In other words, I actually run my processes using an executable bash script called submitJOB which submits many jobs, sort of like this:
Code:
for ((parm1=0; parm1<=4; parm1++))
do
  for ((parm2=0; parm2<=30; parm2=parm2+6))
  do
    echo mpirun -np <num_processors> ...  # This line submits a job to run on many processors
         mpirun -np <num_processors> ...  # This line submits a job to run on many processors
  done
done

I (used to) run my job like this:
Quote:
>submitJOB


Should I now run it as
Quote:
nice -n 15 submitJOB
or do I modify the script file so that the command inside the loop reads
Quote:
nice -n 15 mpirun ...
(or both)?

Second, I need to find out which nodes are being used. I have been told about the top command, but it has an interactive output (and it's man page dosn't indicate a way to redirect that). That means I have to rsh to each node, and run the top command. We do have a bash script called rcom (and rcom-nodes) which will rsh to every node and issue a command. I am seeking a command line command which will tell me who the biggest users, or big processes, on a node are and how much processing and memory they've used up, and give me text output, so that I can use that command as rcom <that_command>, and thus get a quick read on which processors are in heavy use.
_________________
Depserately needs help learning Gentoo Linux in order to use a 32-node cluster for my master's thesis in mathematics.
Back to top
View user's profile Send private message
eccerr0r
Watchman
Watchman


Joined: 01 Jul 2004
Posts: 9645
Location: almost Mile High in the USA

PostPosted: Fri Jul 26, 2013 6:41 pm    Post subject: Reply with quote

On a distributed computing cluster, there should be a master node that distributes jobs to nodes in a cluster. But you mention you don't have a computing cluster software system installed, so this means you are scheduling jobs by rsh'ing.

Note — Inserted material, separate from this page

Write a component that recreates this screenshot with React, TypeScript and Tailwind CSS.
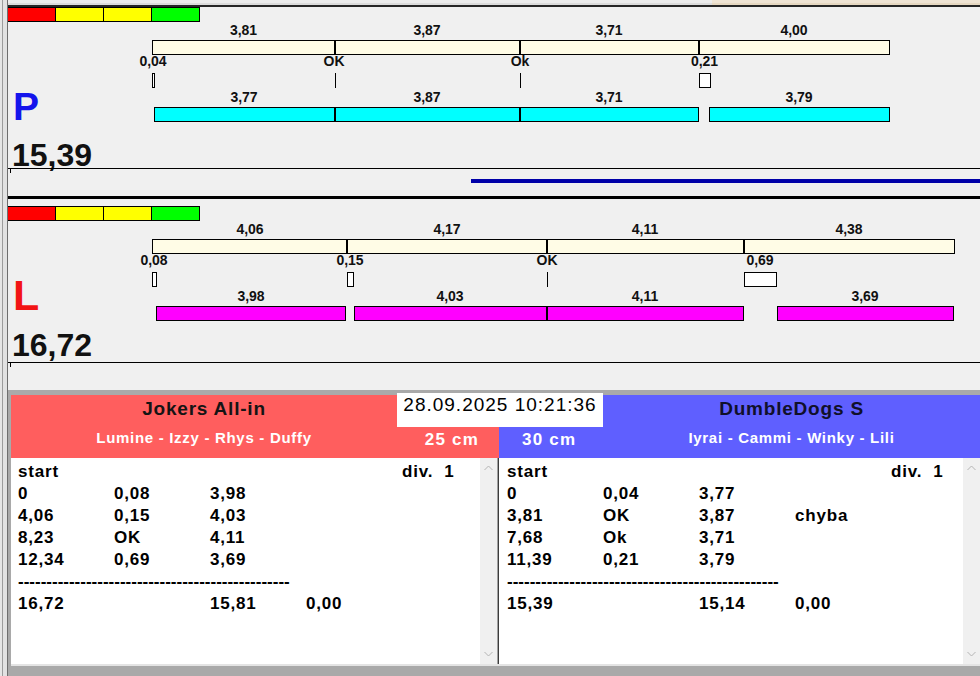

ps(1) will give you most of what you want in terms of memory utilization. You also should refer to free(1).

And nice(1) will reduce the priority to all child processes to the nice command. But if it hops to another machine it will lose that property - but you said you didn't have a queuing system so that means your program will rsh to another machine??? (bad practice IMHO without a centralized queuing system) which means you once again will have to nice it again when it hops to another machine...

If a lot of people are doing stuff like this, investment into a queuing system would be highly suggested...
_________________
Intel Core i7 2700K/Radeon R7 250/24GB DDR3/256GB SSD
What am I supposed watching?
Back to top
View user's profile Send private message
odeSolver
Tux's lil' helper
Tux's lil' helper


Joined: 11 Jul 2010
Posts: 84
Location: NJ, USA

PostPosted: Fri Jul 26, 2013 7:05 pm    Post subject: Reply with quote

eccerr0r wrote:
On a distributed computing cluster, there should be a master node that distributes jobs to nodes in a cluster. But you mention you don't have a computing cluster software system installed, so this means you are scheduling jobs by rsh'ing.

ps(1) will give you most of what you want in terms of memory utilization. You also should refer to free(1).

And nice(1) will reduce the priority to all child processes to the nice command. But if it hops to another machine it will lose that property - but you said you didn't have a queuing system so that means your program will rsh to another machine??? (bad practice IMHO without a centralized queuing system) which means you once again will have to nice it again when it hops to another machine...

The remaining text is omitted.